Di positivo cosa c’è?
«Il trend che riguarda la parte inflattiva».
Cosa racconta?
«Sembra ci siano buoni segnali, tra riduzione e potenziali incrementi per la parte energetica. Mi viene da dire, personalmente, che ancora non sono in corso grandi trasformazione, ma da qui a quando potrebbero accadere il passo è breve: basta guardare il Canale di Suez. Allora si potrebbe avere un altro rallentamento e l’inflazione potrebbe scendere meno».
Com’è stato gestito secondo lei il fenomeno inflattivo?
«Non era così scontato gestirlo e l’Europa c’è riuscita meglio degli Stati Uniti». Cos’altro si aspetta nei prossimi mesi? «Dopo tantissimi anni in cui si è lavorato come Comunità europea per costruire un mercato unico e una moneta unica, credo sia arrivato il momento di essere un continente unito. Oggi questo non succede».
Come mai?
«Siamo troppo passivi e slegati. Mi auguro che presto la Comunità europea arrivi a una politica di crescita e sviluppo dei mercati, ma che sia unitaria e con strategie che possano cambiare in modo attivo, non in maniera passiva».

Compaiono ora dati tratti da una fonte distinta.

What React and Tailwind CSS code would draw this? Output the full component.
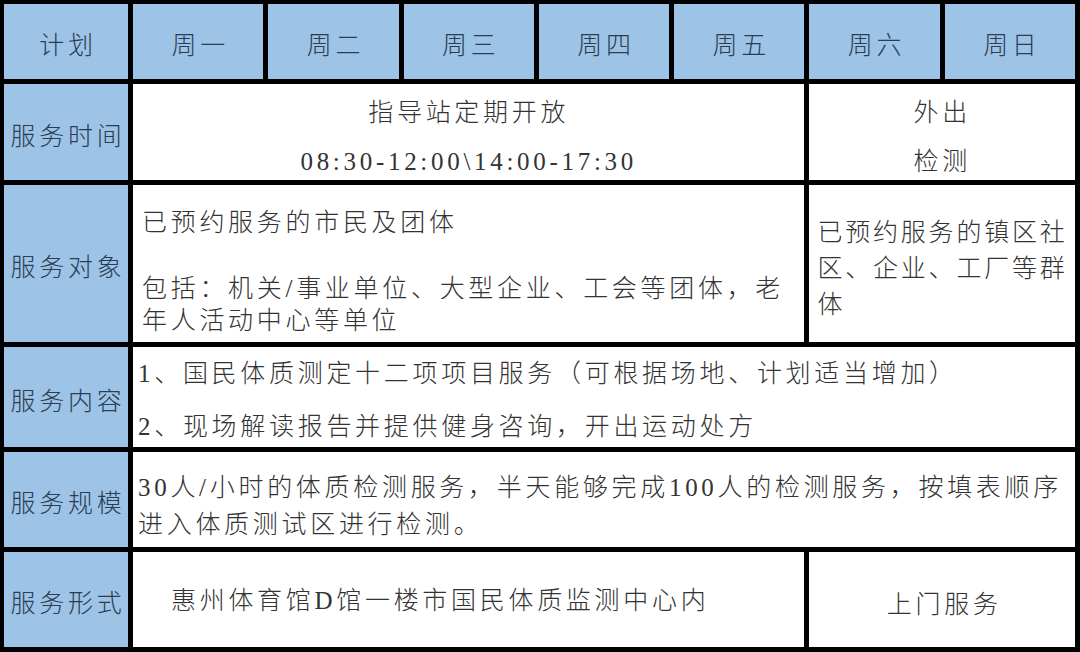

E per quanto riguarda la sostenibilità?
«Io sono un importante sostenitore della tutela dell’ambiente e del green deal. Il nostro continente ha portato sempre grandi innovazioni grazie ad aziende e ricercatori, ora mi chiedo se determinate restrizioni messe in atto siano state così determinanti. C’è l’impressione di aver fatto i primi della classe e a volte può anche andare bene. Altre volte no. Una politica strategica e continentale, in questa visione, avrebbe potuto portare molto più contributo a questi progetti legati al green deal. Oggi non ci siamo riusciti perché continuiamo ancora a difendere i nostri orti».